I am posting this because tomorrow is Easter day, and I would want to encourage folk to celebrate this most joyous day in the Christian calendar (along with Christmas), although an Internet search for suitable Easter images, came up mainly with eggs and bunnies, indicating sadly that many don’t quite see it in those terms.
I had earlier watched the film Risen, which some regard as a natural sequel to the film “the Passion of the Christ”, which was first released in 2004. I liked both films and both I found moving. While some critics who share many of my theological views would take issue that both films take too many liberties with the biblical narrative, I would argue that in many cases a degree of artistic license was appropriate and that both films have done / will do a good deal of good. In the case of the Passion, it was the 30 seconds at the end showing Jesus rising from the dead following nearly 3 hours viewing mostly excruciating suffering, leaving me with the distinct impression he did this for me and, despite all he went through, is vindicated as victor over sin, death and the devil. As for “Risen”, despite the inconvenience of the empty tomb, as far as the Jewish and Roman authorities were concerned, and the lengths they went through to find the dead body of Jesus and discredit the disciples claims Jesus had risen, they were unsuccessful, along with the interesting fiction around the Roman Tribune’s experience and likely conversion while investigating these matters.
It seems to me there are three most significant events in the Christian calendar: Christmas – God incarnate entering the world in the form of the baby Jesus, Good Friday – Jesus dying on the cross as part of God’s plan to redeem human kind and Easter Sunday – the day Jesus rose from the dead – vindication he is indeed the Saviour of the world and Lord of all (one could add Pentecost – the pouring out of the Holy Spirit onto the church). These are historically verifiable events, foretold long before by Hebrew prophets, without which Christianity is rendered meaningless. My own Christian upbringing, unlike that of many of my fellow Christians, put little store on special days including these three most special days, arguing the Incarnation, Crucifixion and Resurrection of Jesus are things we should be thinking about every day, especially Jesus dying in our place in order to atone for our sins.

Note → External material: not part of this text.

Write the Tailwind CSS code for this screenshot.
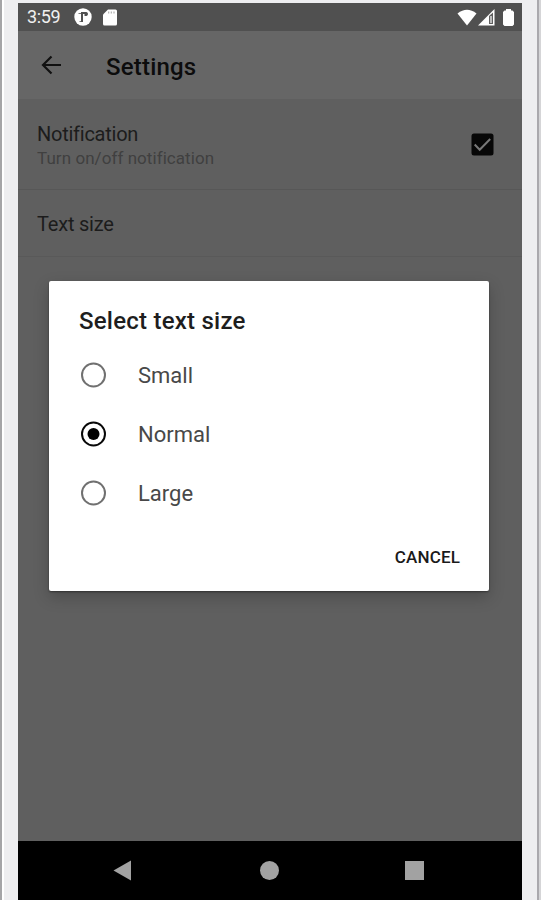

It matters little to me nowadays whether or not people especially wish to celebrate these special occasions and what they do as part of that celebration. As for a pecking order of which of these events is most significant and which is least, I would say all are significant and complement each other, and there is a time to focus on one or the other. Personally, I regret not making more of these special days, and in the case of Easter, not putting much store on the importance of Lent preparation, but when I wake up tomorrow morning in a world that is full of darkness and uncertainty, I do so in the sure knowledge that Jesus is alive. By rising from the dead he reveals himself not as a liar or a lunatic but as Lord of All, the one alone we can put our complete trust and hope in. The glorious truth I invite readers to celebrate is “Jesus Christ is risen today – Alleluia”.